The side quest in the game provided me with my various wallet upgrades. However, many of the events used to advance the overall side quest are story locked, and cannot be accomplished until later in the game. In fact, the overall sequence cannot be completed until the very end of the game, at which point getting a wallet boost serves no purpose because in all likelihood, the player has already bought everything they’ve needed anyways– and if they haven’t, they most likely intentionally did not do so.
Wallet upgrading has become a frivolous reward system. I can carry nearly 6000 rupees, but there’s nothing that costs even a third of that in the game. The final wallet will let me carry nearly 10000 rupees, but if all I’ve got left is the final boss, there’s no incentive to go for it.

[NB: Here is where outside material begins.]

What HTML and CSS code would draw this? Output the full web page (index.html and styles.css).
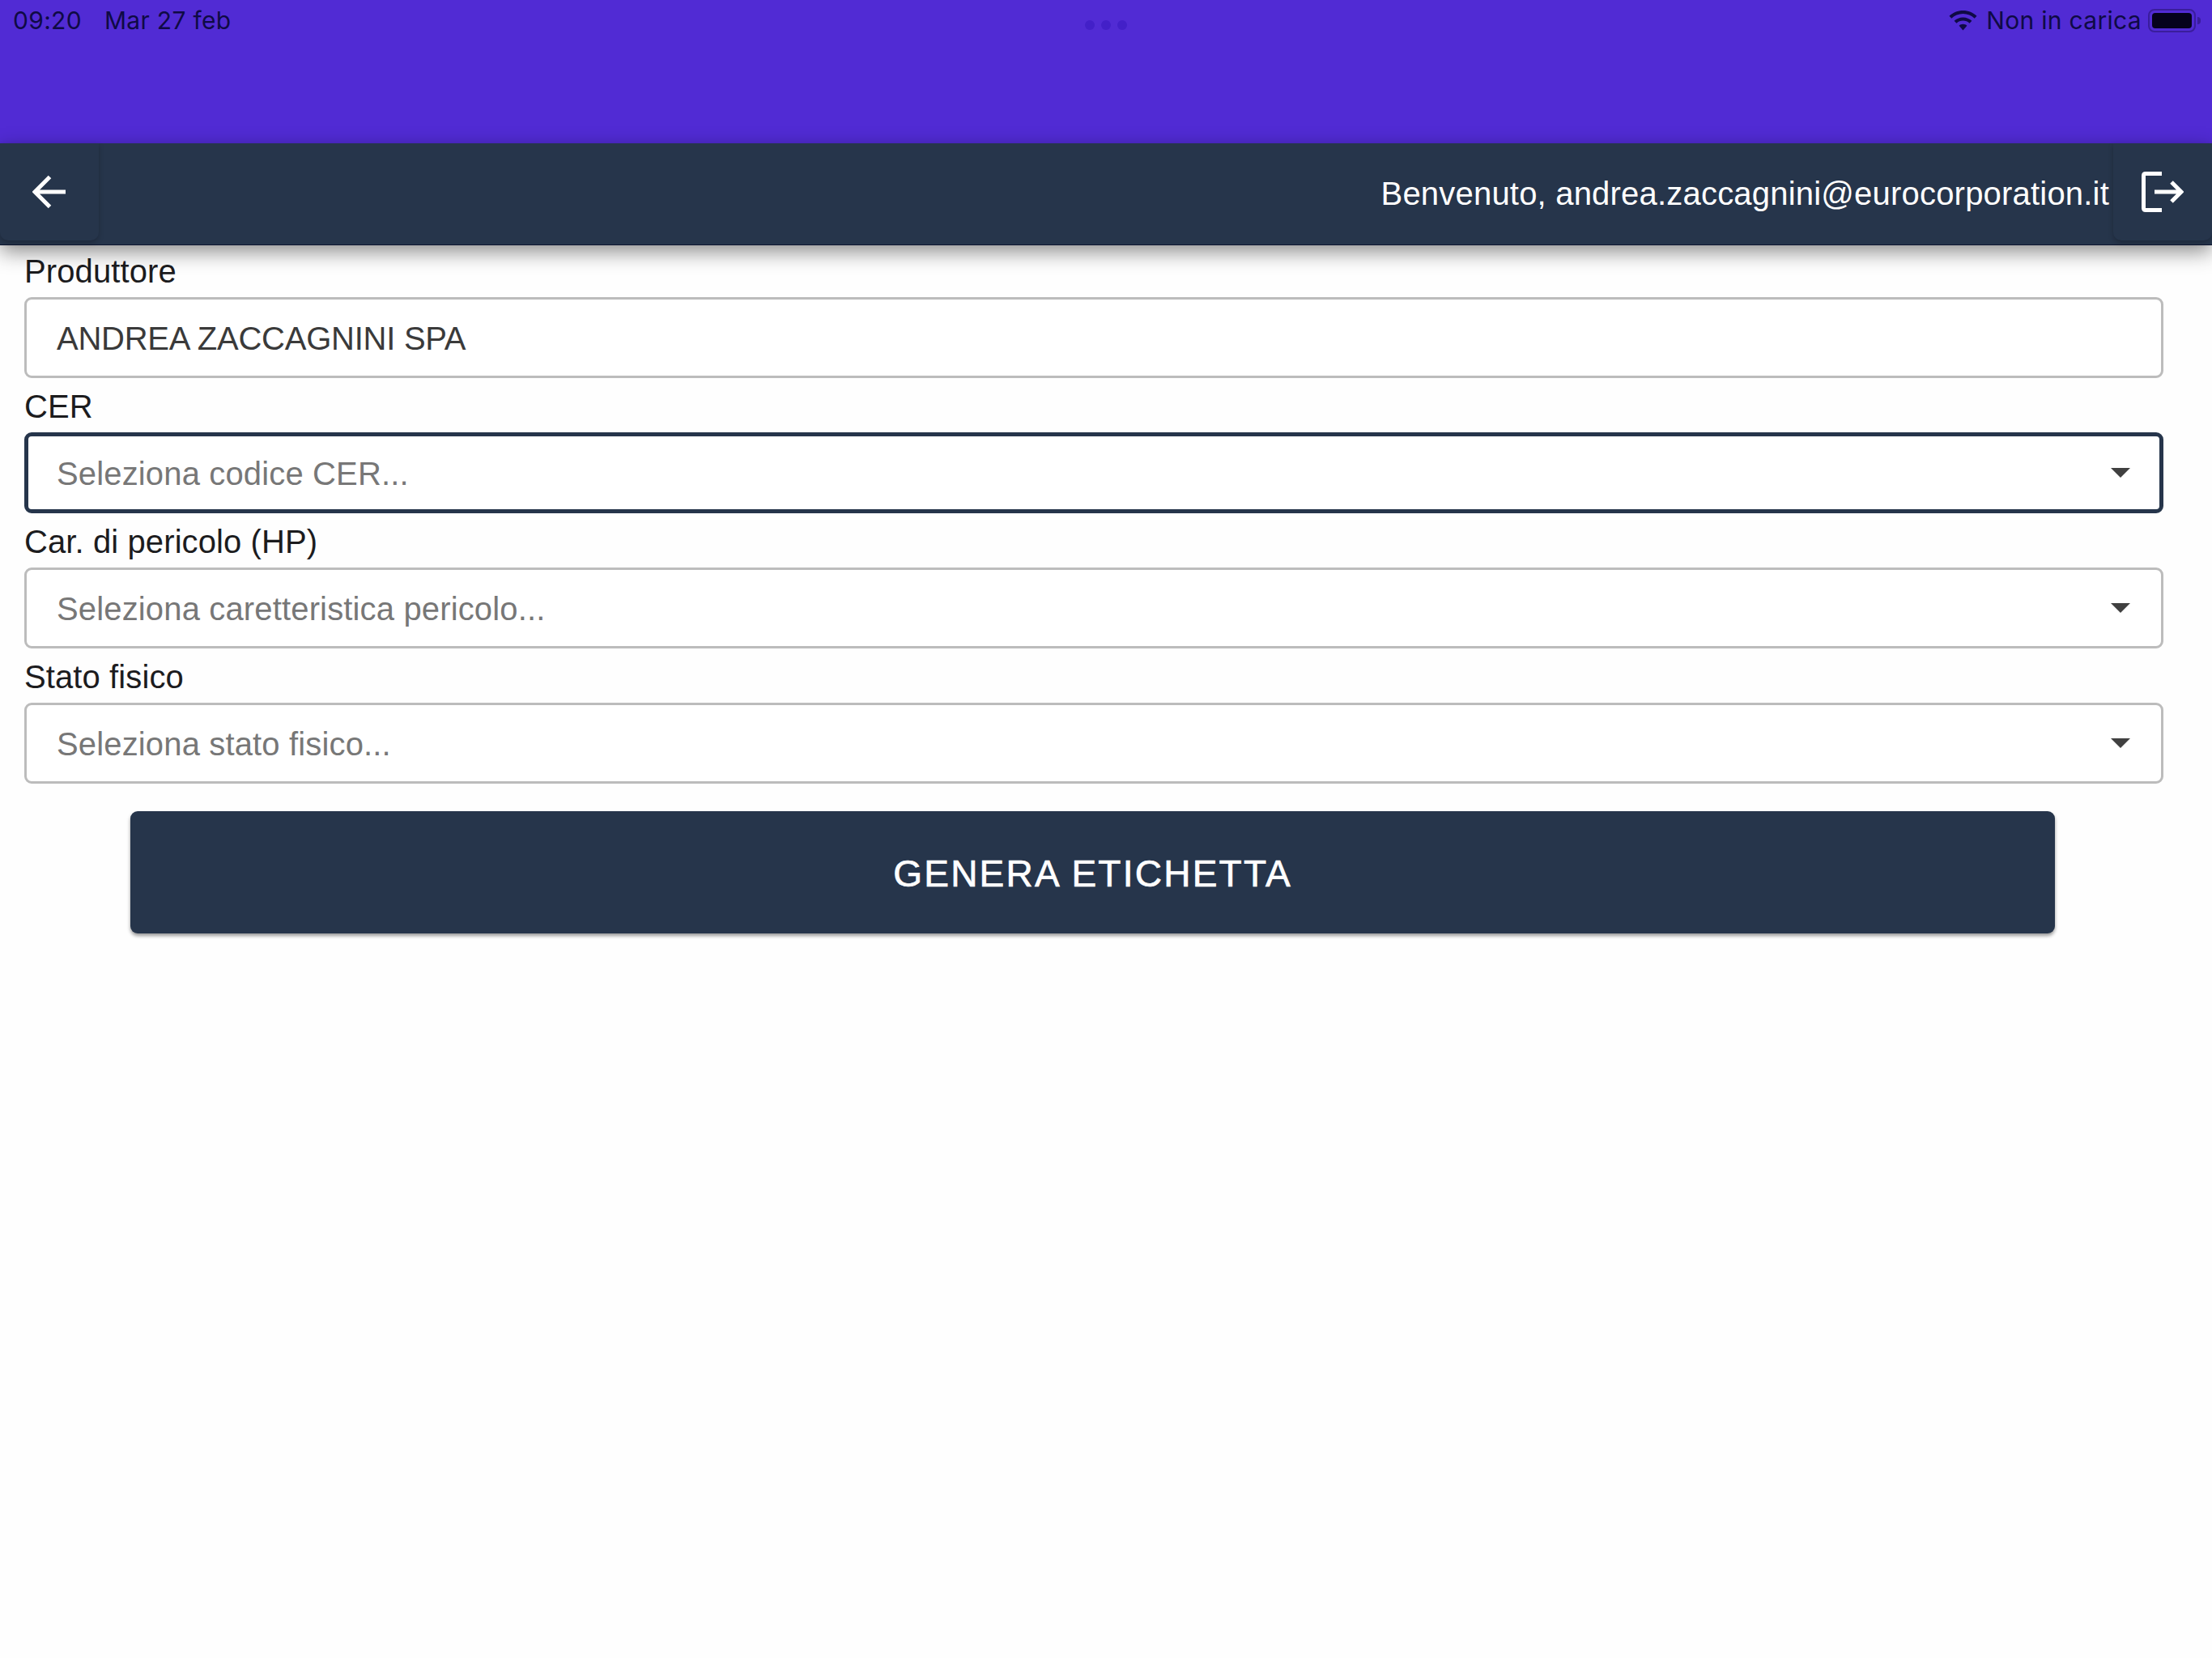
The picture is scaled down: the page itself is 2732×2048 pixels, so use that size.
FILE: index.html
```html
<!DOCTYPE html>
<html lang="it">
<head>
<meta charset="utf-8">
<title>Genera etichetta</title>
<link rel="stylesheet" href="styles.css">
</head>
<body>
<header class="statusbar">
  <div class="status-left"><span>09:20</span><span>Mar 27 feb</span></div>
  <div class="dots"><i></i><i></i><i></i></div>
  <div class="status-right">
    <svg class="wifi" viewBox="0 0 35 25" aria-hidden="true"><path d="M17.5 0C11 0 5 2.500 0.500 6.800L3.300 9.800C7 6.200 12 4.100 17.500 4.100S28 6.200 31.700 9.800L34.500 6.800C30 2.500 24 0 17.500 0Z"/><path d="M17.500 8.400C13.300 8.400 9.500 10 6.600 12.800L9.500 15.800C11.600 13.800 14.400 12.600 17.500 12.600S23.400 13.800 25.500 15.800L28.400 12.800C25.500 10 21.700 8.400 17.500 8.400Z"/><path d="M17.500 16.800C15.600 16.800 13.900 17.500 12.600 18.700L17.500 24.500L22.400 18.700C21.100 17.500 19.400 16.800 17.500 16.800Z"/></svg>
    <span class="charge">Non in carica</span>
    <span class="battery"><span class="battery-level"></span></span>
  </div>
</header>
<nav class="toolbar">
  <button class="tool-btn" type="button" aria-label="Indietro">
    <svg class="arrow" viewBox="0 0 42 42" aria-hidden="true"><path d="M41 21H3M21.500 2.500L3 21L21.500 39.500"/></svg>
  </button>
  <span class="welcome">Benvenuto, andrea.zaccagnini@eurocorporation.it</span>
  <button class="tool-btn" type="button" aria-label="Esci">
    <svg class="logout" viewBox="0 0 52 50" aria-hidden="true"><path class="door" d="M25 2.500H5Q2.500 2.500 2.500 5V45Q2.500 47.500 5 47.500H25"/><path d="M16 25H49M37 13L49 25L37 37"/></svg>
  </button>
</nav>
<main class="form">
  <div class="field">
    <label class="label">Produttore</label>
    <div class="control"><span class="value">ANDREA ZACCAGNINI SPA</span></div>
  </div>
  <div class="field">
    <label class="label">CER</label>
    <div class="control focused"><span class="placeholder">Seleziona codice CER...</span><span class="caret"></span></div>
  </div>
  <div class="field">
    <label class="label">Car. di pericolo (HP)</label>
    <div class="control"><span class="placeholder">Seleziona caretteristica pericolo...</span><span class="caret"></span></div>
  </div>
  <div class="field">
    <label class="label">Stato fisico</label>
    <div class="control"><span class="placeholder">Seleziona stato fisico...</span><span class="caret"></span></div>
  </div>
  <button class="generate" type="button">GENERA ETICHETTA</button>
</main>
</body>
</html>
```

FILE: styles.css
```css
* { box-sizing: border-box; }
html, body { margin: 0; height: 100%; }
body {
  background: #fefefe;
  color: #1c1c1e;
  font-family: "Liberation Sans", Arial, sans-serif;
  overflow: hidden;
}
.statusbar {
  height: 177px;
  background: #512bd4;
  color: #0f0a45;
  font-family: Inter, "Noto Sans", sans-serif;
  font-size: 30px;
  letter-spacing: .3px;
  display: grid;
  grid-template-columns: 1fr auto 1fr;
  align-items: start;
  padding: 8px 20px 0 16px;
}
.status-left { display: flex; gap: 28px; line-height: 34px; }
.dots { display: flex; gap: 8px; margin: 17px 0 0 3px; }
.dots i { width: 12px; height: 12px; border-radius: 50%; background: #4320c8; }
.status-right { display: flex; justify-content: flex-end; align-items: flex-start; line-height: 34px; }
.wifi { width: 35px; height: 25px; margin-top: 5px; fill: #0f0a45; }
.charge { margin-left: 11px; }
.battery {
  position: relative;
  width: 59px;
  height: 29px;
  margin: 3px 0 0 8px;
  border: 2px solid #3a1d9c;
  border-radius: 8px;
  padding: 3px;
  display: flex;
}
.battery::after {
  content: "";
  position: absolute;
  right: -8px;
  top: 8px;
  width: 4px;
  height: 9px;
  border-radius: 0 4px 4px 0;
  background: #3a1d9c;
}
.battery-level { flex: 1; background: #05021c; border-radius: 4px; }
.toolbar {
  height: 126px;
  background: #26354b;
  display: flex;
  align-items: flex-start;
  box-shadow: 0 8px 24px rgba(0, 0, 0, .45);
  position: relative;
  border-bottom: 1px solid #0d1530;
}
.tool-btn {
  width: 122px;
  height: 120px;
  border: 0;
  padding: 0;
  background: #26354b;
  border-radius: 0 0 10px 10px;
  box-shadow: 0 3px 6px rgba(0, 0, 0, .22);
  display: flex;
  align-items: center;
  justify-content: center;
}
.arrow { width: 42px; height: 42px; fill: none; stroke: #fff; stroke-width: 5; }
.logout { width: 52px; height: 50px; fill: none; stroke: #fff; stroke-width: 5; }
.welcome {
  margin-left: auto;
  margin-right: 5px;
  color: #fff;
  font-size: 40px;
  letter-spacing: .2px;
  line-height: 124px;
  white-space: nowrap;
}
.form { padding: 0 60px 0 30px; display: flex; flex-direction: column; }
.field { display: flex; flex-direction: column; }
.field + .field { margin-top: 3px; }
.label { height: 64px; line-height: 64px; font-size: 40px; letter-spacing: .1px; color: #1c1c1e; }
.control {
  height: 100px;
  border: 3px solid #bcbcbc;
  border-radius: 9px;
  display: flex;
  align-items: center;
  justify-content: space-between;
  padding: 3px 38px 0 37px;
  font-size: 40px;
  background: #fff;
}
.control.focused { border: 5px solid #26354b; padding: 3px 36px 0 35px; }
.value { color: #3a3a3a; letter-spacing: -.25px; }
.placeholder { color: #777; letter-spacing: .15px; }
.caret {
  width: 0;
  height: 0;
  margin-top: -3px;
  border-left: 12.500px solid transparent;
  border-right: 12.500px solid transparent;
  border-top: 12.500px solid #404040;
}
.generate {
  align-self: center;
  width: 2377px;
  height: 151px;
  margin: 34px 3px 0 0;
  padding: 2px 0 0;
  border: 0;
  border-radius: 9px;
  background: #26354b;
  color: #fff;
  font-family: inherit;
  font-size: 46px;
  letter-spacing: 2.250px;
  -webkit-text-stroke: .7px #fff;
  box-shadow: 0 3px 4px rgba(0, 0, 0, .4);
}
```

Were the game to provide some special, rare expensive item- not necessary but, perhaps, exceedingly useful, then this wallet system might have a use to it. There’s more than enough money caches and rewarding mini games that it would give me something to save up for.
This was, in a manner of speaking, what Zelda 1 did. The Blue Ring- only available in one shop and costing virtually everything you had- was expensive. Getting a few hundred rupees in the first game was much harder than in later entries, and the item was hardly required but extremely helpful. It was to your benefit to go out of your way for it and it showed some basic thought and planning that the currency system in the later games did not.
Inflating numbers like this is, in general, a poor way to pad gameplay, and is often a time waster or an empty reward. It’s true that games in general have moved past the point of being hard because of a lack of refinement (which is a good thing) but showing the player with large numbers and empty riches really only serves to diminish their value.